Requirements> Check each line below for "styles" and report how many have it, nothing else.

##### Data lines

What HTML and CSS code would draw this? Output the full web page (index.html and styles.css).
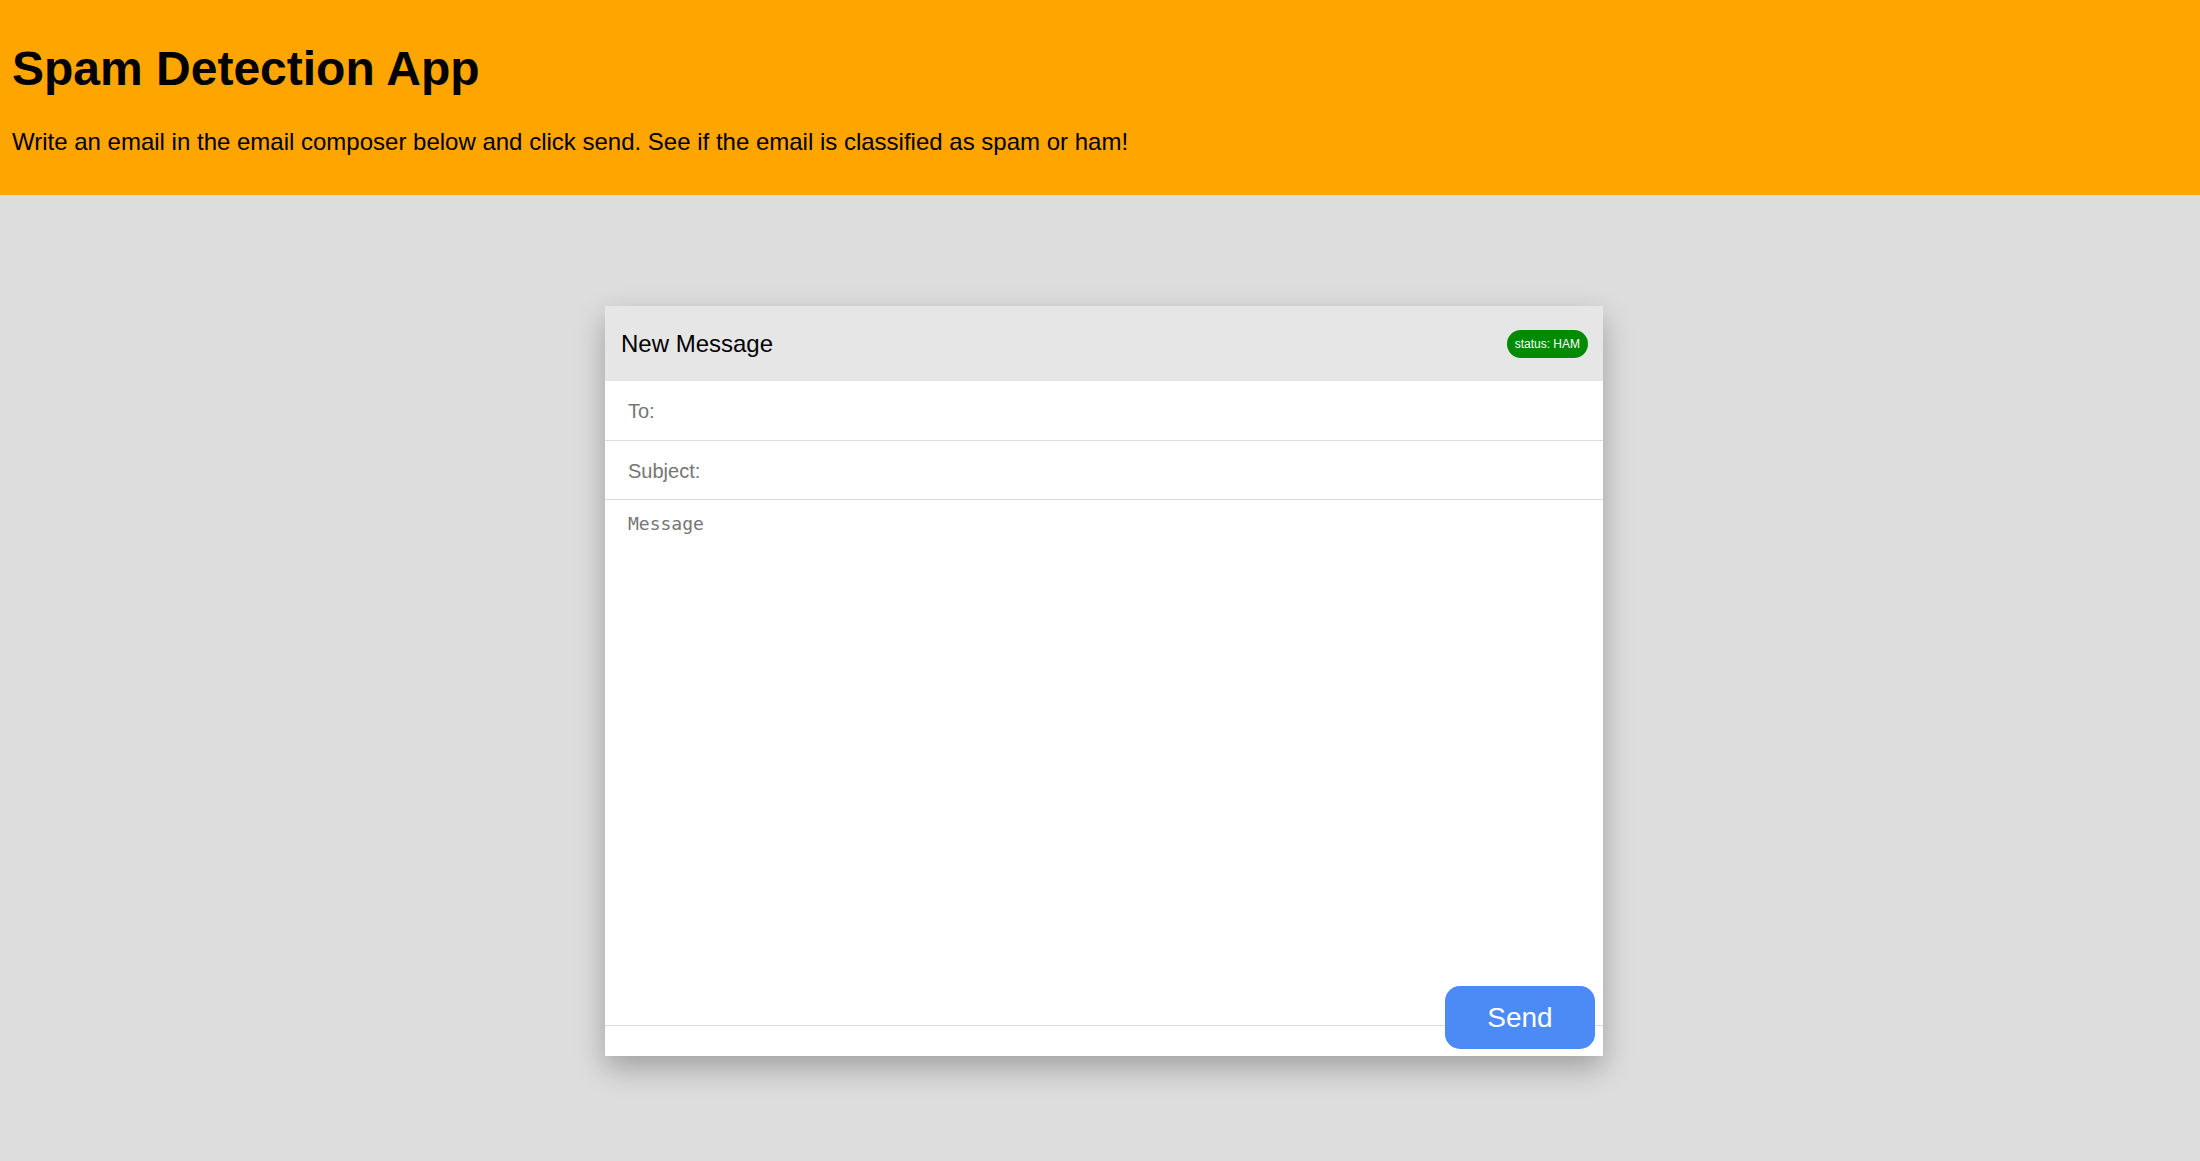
FILE: index.html
```html
<!DOCTYPE html>
<html lang="en">
<head>
<meta charset="utf-8">
<title>Spam Detection App</title>
<link rel="stylesheet" href="styles.css">
</head>
<body>
<header class="top">
  <h1 class="title">Spam Detection App</h1>
  <p class="intro">Write an email in the email composer below and click send. See if the email is classified as spam or ham!</p>
</header>
<main class="stage">
  <section class="composer">
    <div class="composer-head">
      <span class="composer-title">New Message</span>
      <span class="badge">status: HAM</span>
    </div>
    <div class="field field-first"><input class="field-input" type="text" placeholder="To:"></div>
    <div class="field"><input class="field-input" type="text" placeholder="Subject:"></div>
    <textarea class="message" placeholder="Message"></textarea>
    <div class="composer-foot">
      <button class="send" type="button">Send</button>
    </div>
  </section>
</main>
</body>
</html>
```

FILE: styles.css
```css
html, body {
  margin: 0;
  padding: 0;
}
body {
  background: #dddddd;
  font-family: "Liberation Sans", Arial, sans-serif;
  color: #000;
  min-height: 1161px;
}
.top {
  background: #ffa500;
  padding: 41px 12px 40px;
}
.title {
  margin: 0 0 32px;
  font-size: 48px;
  font-weight: bold;
  line-height: 55px;
}
.intro {
  margin: 0;
  font-size: 24px;
  line-height: 27px;
}
.stage {
  display: flex;
  justify-content: center;
  padding: 111px 0 0 8px;
}
.composer {
  position: relative;
  width: 998px;
  background: #fff;
  display: flex;
  flex-direction: column;
  box-shadow: 0 12px 28px rgba(0, 0, 0, 0.28);
}
.composer-head {
  height: 75px;
  background: #e6e6e6;
  display: flex;
  align-items: center;
  justify-content: space-between;
  padding: 0 15px 0 16px;
}
.composer-title {
  font-size: 24px;
}
.badge {
  background: #008a00;
  color: #fff;
  font-size: 12px;
  line-height: 14px;
  padding: 7px 8px;
  border-radius: 14px;
}
.field {
  box-sizing: border-box;
  height: 59px;
  padding-top: 2px;
  border-bottom: 1px solid #dcdcdc;
  display: flex;
  align-items: center;
}
.field-first {
  height: 60px;
}
.field-input {
  border: 0;
  outline: 0;
  width: 100%;
  padding: 0 23px;
  font-family: "Liberation Sans", Arial, sans-serif;
  font-size: 20px;
  background: transparent;
}
.field-input::placeholder {
  color: #757575;
}
.message {
  height: 526px;
  box-sizing: border-box;
  border: 0;
  border-bottom: 1px solid #dcdcdc;
  outline: 0;
  resize: none;
  padding: 13px 23px;
  font-family: "DejaVu Sans Mono", monospace;
  font-size: 18px;
  margin: 0;
  display: block;
}
.message::placeholder {
  color: #757575;
}
.composer-foot {
  height: 30px;
}
.send {
  position: absolute;
  right: 8px;
  bottom: 7px;
  width: 150px;
  height: 63px;
  border: 0;
  border-radius: 15px;
  background: #4c8bf5;
  color: #fff;
  font-family: "Liberation Sans", Arial, sans-serif;
  font-size: 28px;
  cursor: pointer;
}
```
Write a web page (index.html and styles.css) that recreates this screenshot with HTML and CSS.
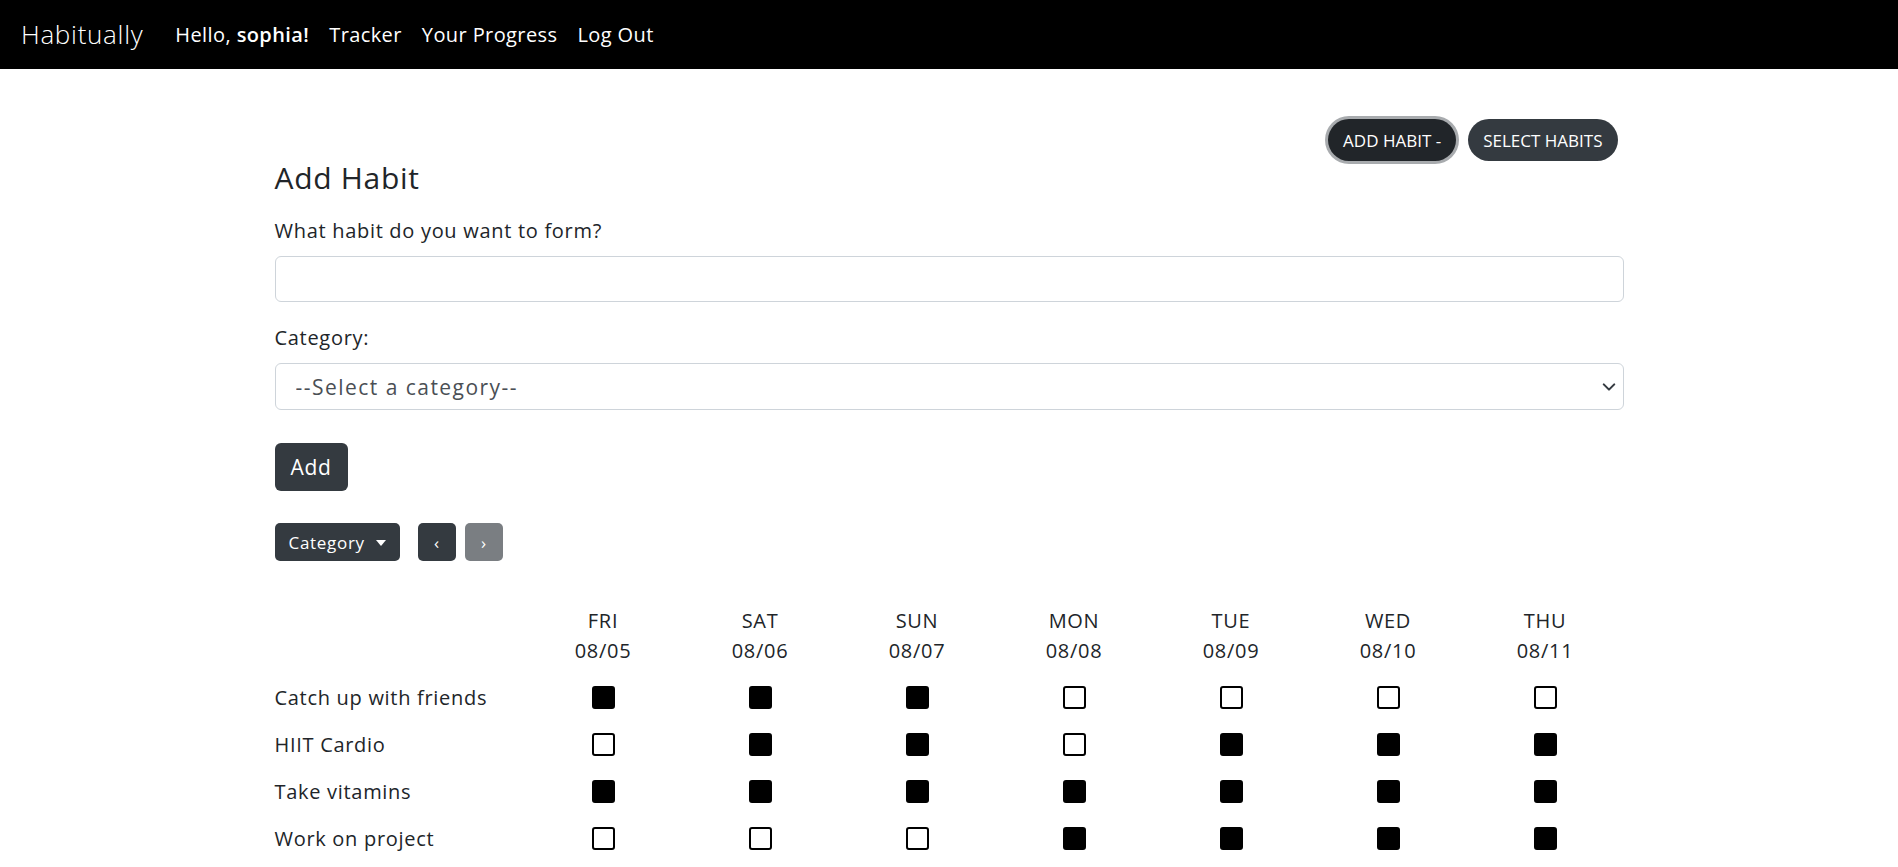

##########

Response for this exercise> 4